▼

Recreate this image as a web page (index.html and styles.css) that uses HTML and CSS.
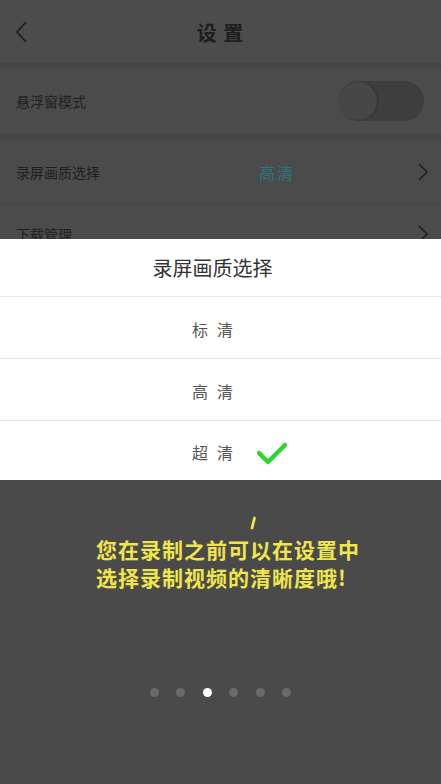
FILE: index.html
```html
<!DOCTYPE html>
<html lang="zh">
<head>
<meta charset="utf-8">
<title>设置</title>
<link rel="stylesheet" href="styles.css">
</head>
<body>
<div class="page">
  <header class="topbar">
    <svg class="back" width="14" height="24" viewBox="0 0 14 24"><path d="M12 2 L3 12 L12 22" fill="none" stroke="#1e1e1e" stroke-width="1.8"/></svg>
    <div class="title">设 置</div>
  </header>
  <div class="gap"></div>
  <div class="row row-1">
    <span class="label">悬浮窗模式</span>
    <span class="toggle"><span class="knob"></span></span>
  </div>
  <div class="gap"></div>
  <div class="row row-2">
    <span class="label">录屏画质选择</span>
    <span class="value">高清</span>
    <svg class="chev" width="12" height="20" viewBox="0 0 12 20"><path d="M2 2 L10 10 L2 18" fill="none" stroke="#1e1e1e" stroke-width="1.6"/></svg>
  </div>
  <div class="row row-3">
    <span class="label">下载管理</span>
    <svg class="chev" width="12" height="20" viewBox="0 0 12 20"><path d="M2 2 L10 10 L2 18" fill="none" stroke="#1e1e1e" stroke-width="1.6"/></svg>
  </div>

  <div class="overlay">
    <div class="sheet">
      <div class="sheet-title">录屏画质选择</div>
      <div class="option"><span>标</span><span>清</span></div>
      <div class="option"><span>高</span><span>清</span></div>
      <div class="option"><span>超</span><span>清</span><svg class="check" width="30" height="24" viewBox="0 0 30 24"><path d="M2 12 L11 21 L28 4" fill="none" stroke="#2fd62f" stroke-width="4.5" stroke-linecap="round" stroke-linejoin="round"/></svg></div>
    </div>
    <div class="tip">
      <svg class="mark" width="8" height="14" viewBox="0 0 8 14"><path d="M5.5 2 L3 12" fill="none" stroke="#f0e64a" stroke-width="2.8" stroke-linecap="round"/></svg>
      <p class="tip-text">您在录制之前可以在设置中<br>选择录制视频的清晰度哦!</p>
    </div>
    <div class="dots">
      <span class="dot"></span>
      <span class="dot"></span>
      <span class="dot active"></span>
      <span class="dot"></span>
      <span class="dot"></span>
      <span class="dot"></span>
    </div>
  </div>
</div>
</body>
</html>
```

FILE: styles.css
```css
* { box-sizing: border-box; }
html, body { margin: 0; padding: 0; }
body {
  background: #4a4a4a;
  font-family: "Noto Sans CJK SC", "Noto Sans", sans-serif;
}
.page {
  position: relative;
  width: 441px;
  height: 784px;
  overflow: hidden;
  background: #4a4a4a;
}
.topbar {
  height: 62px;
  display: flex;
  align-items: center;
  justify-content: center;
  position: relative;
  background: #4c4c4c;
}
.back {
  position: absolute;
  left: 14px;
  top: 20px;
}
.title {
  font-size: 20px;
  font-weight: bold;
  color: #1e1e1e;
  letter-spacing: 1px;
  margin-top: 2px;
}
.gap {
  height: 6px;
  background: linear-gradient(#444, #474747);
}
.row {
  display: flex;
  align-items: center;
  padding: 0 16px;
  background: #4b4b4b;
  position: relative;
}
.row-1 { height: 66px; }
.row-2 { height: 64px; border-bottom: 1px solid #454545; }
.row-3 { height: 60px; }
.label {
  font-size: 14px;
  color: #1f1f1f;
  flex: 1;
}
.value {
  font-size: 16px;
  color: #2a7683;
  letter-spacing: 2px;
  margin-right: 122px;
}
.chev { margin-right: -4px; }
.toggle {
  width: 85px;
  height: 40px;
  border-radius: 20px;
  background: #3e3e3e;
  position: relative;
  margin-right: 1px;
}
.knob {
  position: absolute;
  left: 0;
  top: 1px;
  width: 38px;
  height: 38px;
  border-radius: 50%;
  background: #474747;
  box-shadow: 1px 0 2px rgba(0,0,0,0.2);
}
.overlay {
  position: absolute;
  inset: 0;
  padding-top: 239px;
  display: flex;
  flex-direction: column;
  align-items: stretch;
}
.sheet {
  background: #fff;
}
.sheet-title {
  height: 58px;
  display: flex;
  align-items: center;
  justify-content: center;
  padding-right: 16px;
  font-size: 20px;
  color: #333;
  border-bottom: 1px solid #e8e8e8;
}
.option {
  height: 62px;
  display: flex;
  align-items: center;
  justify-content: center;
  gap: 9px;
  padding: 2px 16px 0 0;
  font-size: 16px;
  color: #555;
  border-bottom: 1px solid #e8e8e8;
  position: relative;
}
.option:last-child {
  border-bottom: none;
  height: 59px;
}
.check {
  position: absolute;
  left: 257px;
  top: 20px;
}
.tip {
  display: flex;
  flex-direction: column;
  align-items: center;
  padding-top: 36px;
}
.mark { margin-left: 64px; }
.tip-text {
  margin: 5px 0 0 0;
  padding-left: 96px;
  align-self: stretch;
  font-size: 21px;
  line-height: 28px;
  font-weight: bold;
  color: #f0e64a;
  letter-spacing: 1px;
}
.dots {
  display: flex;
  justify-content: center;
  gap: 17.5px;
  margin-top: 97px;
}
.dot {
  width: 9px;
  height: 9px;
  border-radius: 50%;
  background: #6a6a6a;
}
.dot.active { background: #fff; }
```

▲

◆ **AIM**
Restate the data above word for word. Do not include the images.

◆ **THE SOLUTION**
Recreate this image as a web page (index.html and styles.css) that uses HTML and CSS.
FILE: index.html
```html
<!DOCTYPE html>
<html lang="zh">
<head>
<meta charset="utf-8">
<title>设置</title>
<link rel="stylesheet" href="styles.css">
</head>
<body>
<div class="page">
  <header class="topbar">
    <svg class="back" width="14" height="24" viewBox="0 0 14 24"><path d="M12 2 L3 12 L12 22" fill="none" stroke="#1e1e1e" stroke-width="1.8"/></svg>
    <div class="title">设 置</div>
  </header>
  <div class="gap"></div>
  <div class="row row-1">
    <span class="label">悬浮窗模式</span>
    <span class="toggle"><span class="knob"></span></span>
  </div>
  <div class="gap"></div>
  <div class="row row-2">
    <span class="label">录屏画质选择</span>
    <span class="value">高清</span>
    <svg class="chev" width="12" height="20" viewBox="0 0 12 20"><path d="M2 2 L10 10 L2 18" fill="none" stroke="#1e1e1e" stroke-width="1.6"/></svg>
  </div>
  <div class="row row-3">
    <span class="label">下载管理</span>
    <svg class="chev" width="12" height="20" viewBox="0 0 12 20"><path d="M2 2 L10 10 L2 18" fill="none" stroke="#1e1e1e" stroke-width="1.6"/></svg>
  </div>

  <div class="overlay">
    <div class="sheet">
      <div class="sheet-title">录屏画质选择</div>
      <div class="option"><span>标</span><span>清</span></div>
      <div class="option"><span>高</span><span>清</span></div>
      <div class="option"><span>超</span><span>清</span><svg class="check" width="30" height="24" viewBox="0 0 30 24"><path d="M2 12 L11 21 L28 4" fill="none" stroke="#2fd62f" stroke-width="4.5" stroke-linecap="round" stroke-linejoin="round"/></svg></div>
    </div>
    <div class="tip">
      <svg class="mark" width="8" height="14" viewBox="0 0 8 14"><path d="M5.5 2 L3 12" fill="none" stroke="#f0e64a" stroke-width="2.8" stroke-linecap="round"/></svg>
      <p class="tip-text">您在录制之前可以在设置中<br>选择录制视频的清晰度哦!</p>
    </div>
    <div class="dots">
      <span class="dot"></span>
      <span class="dot"></span>
      <span class="dot active"></span>
      <span class="dot"></span>
      <span class="dot"></span>
      <span class="dot"></span>
    </div>
  </div>
</div>
</body>
</html>
```

FILE: styles.css
```css
* { box-sizing: border-box; }
html, body { margin: 0; padding: 0; }
body {
  background: #4a4a4a;
  font-family: "Noto Sans CJK SC", "Noto Sans", sans-serif;
}
.page {
  position: relative;
  width: 441px;
  height: 784px;
  overflow: hidden;
  background: #4a4a4a;
}
.topbar {
  height: 62px;
  display: flex;
  align-items: center;
  justify-content: center;
  position: relative;
  background: #4c4c4c;
}
.back {
  position: absolute;
  left: 14px;
  top: 20px;
}
.title {
  font-size: 20px;
  font-weight: bold;
  color: #1e1e1e;
  letter-spacing: 1px;
  margin-top: 2px;
}
.gap {
  height: 6px;
  background: linear-gradient(#444, #474747);
}
.row {
  display: flex;
  align-items: center;
  padding: 0 16px;
  background: #4b4b4b;
  position: relative;
}
.row-1 { height: 66px; }
.row-2 { height: 64px; border-bottom: 1px solid #454545; }
.row-3 { height: 60px; }
.label {
  font-size: 14px;
  color: #1f1f1f;
  flex: 1;
}
.value {
  font-size: 16px;
  color: #2a7683;
  letter-spacing: 2px;
  margin-right: 122px;
}
.chev { margin-right: -4px; }
.toggle {
  width: 85px;
  height: 40px;
  border-radius: 20px;
  background: #3e3e3e;
  position: relative;
  margin-right: 1px;
}
.knob {
  position: absolute;
  left: 0;
  top: 1px;
  width: 38px;
  height: 38px;
  border-radius: 50%;
  background: #474747;
  box-shadow: 1px 0 2px rgba(0,0,0,0.2);
}
.overlay {
  position: absolute;
  inset: 0;
  padding-top: 239px;
  display: flex;
  flex-direction: column;
  align-items: stretch;
}
.sheet {
  background: #fff;
}
.sheet-title {
  height: 58px;
  display: flex;
  align-items: center;
  justify-content: center;
  padding-right: 16px;
  font-size: 20px;
  color: #333;
  border-bottom: 1px solid #e8e8e8;
}
.option {
  height: 62px;
  display: flex;
  align-items: center;
  justify-content: center;
  gap: 9px;
  padding: 2px 16px 0 0;
  font-size: 16px;
  color: #555;
  border-bottom: 1px solid #e8e8e8;
  position: relative;
}
.option:last-child {
  border-bottom: none;
  height: 59px;
}
.check {
  position: absolute;
  left: 257px;
  top: 20px;
}
.tip {
  display: flex;
  flex-direction: column;
  align-items: center;
  padding-top: 36px;
}
.mark { margin-left: 64px; }
.tip-text {
  margin: 5px 0 0 0;
  padding-left: 96px;
  align-self: stretch;
  font-size: 21px;
  line-height: 28px;
  font-weight: bold;
  color: #f0e64a;
  letter-spacing: 1px;
}
.dots {
  display: flex;
  justify-content: center;
  gap: 17.5px;
  margin-top: 97px;
}
.dot {
  width: 9px;
  height: 9px;
  border-radius: 50%;
  background: #6a6a6a;
}
.dot.active { background: #fff; }
```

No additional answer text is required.